Akhirnya salah seorang dari kaum hawa dengan sedikit malu-malu memberanikan
diri untuk tampil mempresentasikan hasil tugasnya. Salah seorang kaum hawa
tersebut ialah saudari Fatimatuz Zahro’, yang kemudian ditambah oleh satu orang
lagi yakni saudara M. Nur mukhlison. Setelah dua orang tersebut selesai
presentasi, pak dosen pun kembali mengambil alih pembicaraan. Kali ini beliau
lebih memfokuskan pembahasan pada bagian inti, hal ini nampak jelas dengan
memflashback materi dari awal, di antaranya dengan menguraikan definisi dari
istilah ‘Etnografi’. Istilah etnografi berasal dari etnik/etnis yang berarti
kelompok/group/komunitas. Etnografi secara sederhana merupakan sebuah tulisan
tentang etnis tertentu yang biasanya ditulis oleh seorang antropolog. Dalam
etnografi yang paling utama ialah waktu. Hal ini disebabkan dalam melakukan
riset etnografi sangatlah membutuhkan jangka waktu yang relatif lama baik bulan
maupun tahun untuk memastikan validitas data yang ditemukan. Kemudian metode
andalan yang digunakan dalam menggali data ialah participant observation (pengamatan
terlibat). Dalam pengamatan terlibat ini tentu sangatlah membutuhkan
kreativitas (seni) dari peneliti. James Spradley (tokoh utama etnografi)

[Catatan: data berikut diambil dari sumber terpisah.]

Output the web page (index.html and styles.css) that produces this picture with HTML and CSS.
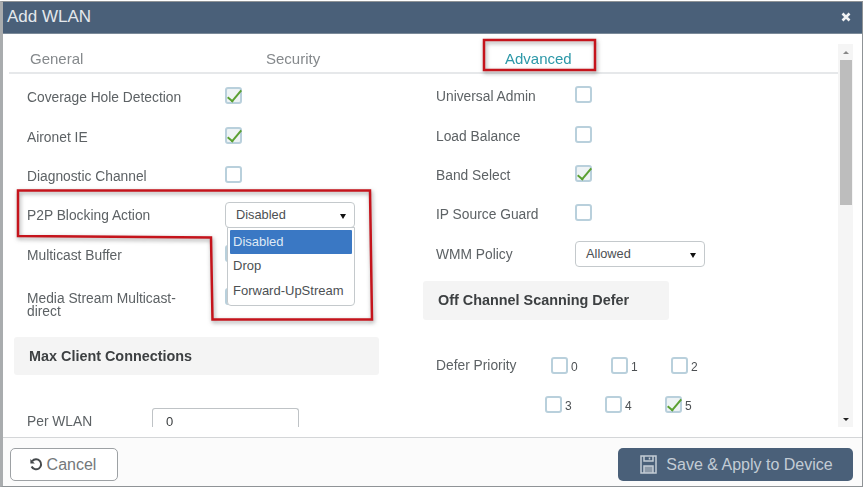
FILE: index.html
```html
<!DOCTYPE html>
<html lang="en">
<head>
    <meta charset="UTF-8">
    <title>Add WLAN</title>
    <link rel="stylesheet" href="styles.css">
</head>
<body>
    <div class="modal">
        <div class="modal-header">
            <span class="modal-title">Add WLAN</span>
            <svg class="close-icon" width="10" height="10" viewBox="0 0 10 10"><path d="M1.5 1.5l7 7M8.5 1.5l-7 7"/></svg>
        </div>

        <div class="modal-body">
            <div class="scroll-area">
                <div class="tabs">
                    <span class="tab tab-general">General</span>
                    <span class="tab tab-security">Security</span>
                    <span class="tab tab-advanced">Advanced</span>
                </div>

                <div class="columns">
                    <div class="column column-left">
                        <div class="row"><label>Coverage Hole Detection</label><span class="check on"></span></div>
                        <div class="row"><label>Aironet IE</label><span class="check on"></span></div>
                        <div class="row"><label>Diagnostic Channel</label><span class="check"></span></div>
                        <div class="row">
                            <label>P2P Blocking Action</label>
                            <div class="select select-open">
                                Disabled
                                <div class="menu">
                                    <div class="menu-item selected">Disabled</div>
                                    <div class="menu-item">Drop</div>
                                    <div class="menu-item">Forward-UpStream</div>
                                </div>
                            </div>
                        </div>
                        <div class="row"><label>Multicast Buffer</label><span class="check"></span></div>
                        <div class="row row-tall"><label class="label-wrap">Media Stream Multicast-direct</label><span class="check"></span></div>
                        <div class="section-title section-left">Max Client Connections</div>
                        <div class="row row-input"><label class="label-short">Per WLAN</label><div class="text-input">0</div></div>
                    </div>

                    <div class="column column-right">
                        <div class="row"><label>Universal Admin</label><span class="check"></span></div>
                        <div class="row"><label>Load Balance</label><span class="check"></span></div>
                        <div class="row"><label>Band Select</label><span class="check on"></span></div>
                        <div class="row"><label>IP Source Guard</label><span class="check"></span></div>
                        <div class="row"><label>WMM Policy</label><div class="select">Allowed</div></div>
                        <div class="section-title section-right">Off Channel Scanning Defer</div>
                        <div class="priority-row priority-first">
                            <label class="label-priority">Defer Priority</label>
                            <span class="prio"><span class="check"></span>0</span>
                            <span class="prio"><span class="check"></span>1</span>
                            <span class="prio"><span class="check"></span>2</span>
                        </div>
                        <div class="priority-row priority-second">
                            <span class="prio"><span class="check"></span>3</span>
                            <span class="prio"><span class="check"></span>4</span>
                            <span class="prio"><span class="check on"></span>5</span>
                        </div>
                    </div>
                </div>
            </div>

            <div class="scrollbar">
                <span class="arrow-up"></span>
                <span class="thumb"></span>
                <span class="arrow-down"></span>
            </div>
        </div>

        <div class="modal-footer">
            <button class="btn btn-cancel">
                <svg width="15" height="15" viewBox="0 0 15 15"><path class="undo" d="M3.2 4.2A5 5 0 1 1 2.6 9.5"/><path class="undo-head" d="M1.4 2v4.4h4.4z"/></svg>
                Cancel
            </button>
            <button class="btn btn-save">
                <svg width="17" height="19" viewBox="0 0 17 19"><path class="save-fill" d="M4 11h9v7H4z"/><path class="save" d="M1 1h15v17H1zM4 1v5h9V1M4 18v-7h9v7M9.5 2.500v2"/></svg>
                Save &amp; Apply to Device
            </button>
        </div>
    </div>

    <!-- red callouts drawn on top of the screenshot -->
    <svg class="callouts" width="864" height="488" viewBox="0 0 864 488">
        <path d="M484 40H595V70H484Z"/>
        <path d="M18 190.500H370L372 319.500H212.500L211 237.500L18 236Z"/>
    </svg>
</body>
</html>
```

FILE: styles.css
```css
html, body {
    margin: 0;
    height: 100%;
    overflow: hidden;
    background: #fff;
}

body {
    font-family: "Liberation Sans", Arial, sans-serif;
    font-size: 13.800px;
    color: #5d6265;
    position: relative;
}

.modal {
    box-sizing: border-box;
    width: 863px;
    height: 486px;
    margin-top: 1px;
    border: 1px solid #8f9396;
    border-left: 3px solid #a9acae;
    display: flex;
    flex-direction: column;
    filter: blur(0.55px);
}

.modal-header {
    flex: none;
    height: 32px;
    background: #4a6079;
    border-bottom: 1px solid #7b8a99;
    color: #e4e8ec;
    display: flex;
    align-items: center;
    justify-content: space-between;
    padding: 0 11px 2px 4px;
    box-sizing: border-box;
}

.modal-title {
    font-size: 17px;
}

.close-icon path {
    stroke: #f1f3f5;
    stroke-width: 2.6;
    fill: none;
}

.modal-body {
    flex: none;
    height: 403px;
    display: flex;
    box-sizing: border-box;
    padding: 0 9px 0 6px;
}

.scroll-area {
    width: 829px;
    height: 395px;
    overflow: hidden;
}

.tabs {
    height: 40px;
    box-sizing: border-box;
    border-bottom: 2px solid #e6e8ea;
    padding-top: 11px;
    display: flex;
    align-items: center;
    font-size: 15px;
    color: #85898c;
}

.tab-general {
    margin-left: 21px;
    width: 236px;
}

.tab-security {
    width: 239px;
}

.tab-advanced {
    color: #2c98a8;
}

.columns {
    display: flex;
    padding-left: 5px;
}

.column-left {
    width: 422px;
    padding-top: 4px;
}

.column-right {
    padding-top: 3px;
}

.row {
    height: 39.4px;
    display: flex;
    align-items: center;
}

.row label {
    width: 211px;
    padding-left: 13px;
    box-sizing: border-box;
}

.column-right .row label {
    width: 139px;
    padding-left: 0;
}

.row .check {
    margin-top: -4px;
}

.row-tall {
    height: 59px;
}

.row-tall .check {
    margin-top: -16px;
}

.label-wrap {
    line-height: 13px;
    padding-right: 30px;
    padding-top: 2px;
}

.check {
    display: inline-block;
    flex: none;
    width: 17px;
    height: 17px;
    box-sizing: border-box;
    border: 2px solid #b9d0dc;
    border-radius: 3px;
    background: #fff;
    position: relative;
}

.check.on {
    background: #eef3f5;
}

.check.on::after {
    content: "";
    position: absolute;
    left: 4px;
    top: -2px;
    width: 5px;
    height: 13px;
    border: solid #5aa032;
    border-width: 0 2.5px 2.5px 0;
    transform: rotate(40deg);
}

.select {
    position: relative;
    width: 130px;
    height: 26px;
    box-sizing: border-box;
    border: 1px solid #c4c9cc;
    border-radius: 4px;
    padding: 4px 10px;
    font-size: 12.800px;
    color: #4c5053;
    background: #fff;
    margin-top: -1px;
}

.select::after {
    content: "";
    position: absolute;
    right: 8px;
    top: 11px;
    border: 3px solid transparent;
    border-top: 5px solid #111;
    border-bottom: 0;
}

.menu {
    position: absolute;
    left: 1px;
    top: 24px;
    width: 128px;
    height: 79px;
    box-sizing: border-box;
    z-index: 2;
    background: #fff;
    border: 1px solid #c4c9cc;
    border-radius: 0 0 4px 4px;
    padding: 2px 2px;
}

.menu-item {
    height: 24.500px;
    line-height: 23px;
    padding-left: 3px;
    white-space: nowrap;
    font-size: 13px;
}

.menu-item.selected {
    height: 24px;
    background: #3a78c4;
    color: #dfe9f5;
    border-radius: 1px;
}

.section-title {
    box-sizing: border-box;
    display: flex;
    align-items: center;
    background: #f4f4f4;
    border-radius: 3px;
    font-weight: bold;
    font-size: 14.400px;
    color: #3d4042;
}

.section-left {
    width: 365px;
    height: 38px;
    margin-top: 3px;
    padding-left: 15px;
}

.section-right {
    width: 246px;
    height: 39px;
    margin: 7px 0 0 -13px;
    padding-left: 15px;
}

.row-input {
    margin-top: 26px;
    align-items: flex-start;
    padding-top: 7px;
}

.row .label-short {
    width: 138px;
    padding-top: 7px;
    line-height: 13px;
}

/* cut by the end of the scrolling part, so no bottom edge */
.text-input {
    width: 147px;
    height: 19px;
    box-sizing: border-box;
    border: 1px solid #bfc3c6;
    border-bottom: 0;
    border-radius: 3px 3px 0 0;
    padding: 6px 13px 0;
    font-size: 13px;
    line-height: 13px;
    color: #3d4042;
}

.priority-row {
    display: flex;
    align-items: center;
    height: 22px;
}

.priority-first {
    margin-top: 35px;
}

.priority-second {
    margin-top: 17px;
    padding-left: 109px;
}

.label-priority {
    width: 115px;
}

.prio {
    width: 60px;
    display: flex;
    align-items: flex-end;
    gap: 3px;
    line-height: 13px;
    font-size: 12px;
    color: #4c5053;
}

.scrollbar {
    width: 15px;
    height: 383px;
    margin-top: 10px;
    background: #f5f5f5;
    position: relative;
    display: flex;
    flex-direction: column;
    align-items: center;
}

.thumb {
    width: 12px;
    height: 145px;
    margin-top: 6px;
    background: #bdbdbd;
}

.arrow-up {
    margin-top: 7px;
    border: 3px solid transparent;
    border-bottom: 3px solid #888;
    border-top: 0;
}

.arrow-down {
    margin-top: auto;
    margin-bottom: 6px;
    border: 3px solid transparent;
    border-top: 3px solid #222;
    border-bottom: 0;
}

.modal-footer {
    flex: 1;
    background: #fbfbfb;
    border-top: 1px solid #d4d6d8;
    display: flex;
    justify-content: space-between;
    align-items: flex-start;
    padding: 10px 9px 0 7px;
}

.btn {
    height: 33px;
    border-radius: 5px;
    font: 16px "Liberation Sans", Arial, sans-serif;
    display: flex;
    align-items: center;
    justify-content: center;
    gap: 3px;
    padding: 0 3px 0 0;
}

.btn-cancel {
    width: 108px;
    background: #fff;
    border: 1px solid #9da1a4;
    color: #74787b;
}

.btn-save {
    width: 235px;
    background: #4a6079;
    border: 0;
    color: #c3ccd5;
    gap: 9px;
    padding: 0 0 0 2px;
}

.undo {
    fill: none;
    stroke: #44484b;
    stroke-width: 2;
}

.undo-head {
    fill: #44484b;
}

.save {
    fill: none;
    stroke: #c3ccd5;
    stroke-width: 1.500;
}

.save-fill {
    fill: #8d9aa8;
}

.callouts {
    position: absolute;
    left: 0;
    top: 0;
    z-index: 5;
    pointer-events: none;
    filter: drop-shadow(1px 2px 2px rgba(60, 60, 60, 0.5));
}

.callouts path {
    fill: none;
    stroke: #c5141c;
    stroke-width: 2.500;
}
```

membagi pengamatan terlibat menjadi empat model. Pertama pengamatan terlibat
complete, artinya sang peneliti secara penuh dan totalitas mengikuti semua
kegiatan masyarakat yang diteliti tapi tidak membuka identitasnya sebagai
seorang peneliti. Kedua pengamatan terlibat yang active, artinya sama dengan
model yang pertama tapi dalam model ini sang peneliti membuka identitas baik
itu kepada sebagian orang yang merupakan keyword atau masyarakat umum. Ketiga
pengamatan terlibat yang moderate, artinya peneliti membagi waktu antara terjun
langsung pada kegiatan masyarakat dan bertindak sebagai seorang peneliti yang
terpisah dari masyarakat. Keempat pengamatan terlibat secara passive, artinya
peneliti hanya sebagai penonton dengan mengamati seluruh proses dan ritual
kegiatan masyarakat umum. Setelah itu beliau juga menceritakan mengenai
pengalaman riset etnografi yang gagal telah dialami oleh temannya. Kegagalan
tersebut dikarenakan ketidak mampuannya dalam totallitas mengikuti semua
kegiatan ritual yang bertentangan dengan keyakinan beragamanya dan hal ini
tentu ada pertentangan nilai. Selain itu pak dosen juga menceritakan latar
belakang dari pengarang buku (Koeswinarno) yang saya dan teman-teman FA IV
resume. Yakni tentang penelitian religius waria (pondok pesantren waria) dengan
judul riset “Manusia Ambang Pintu”. Serta riset etnografi yang dilakukan oleh
Syamsul Arif tentang HTI.
Well, tidak terasa waktu pun bergulir begitu cepat. Sehingga pada akhirnya
perkuliahan pun harus diakhiri dengan sebuah intruksi untuk mencari problem
solving dalam rangka membuat judul penelitian.
Allright, demikianlah pemahaman saya atas materi yang telah
dipaparkan pada pertemuan keenam minggu kemarin. Saya selalu berharap semoga tulisan
yang singkat ini mampu memberikan motivasi tersendiri dalam dunia tulis menulis
baik bagi saya selaku penulis maupun bagi khayak pembaca pada umumnya.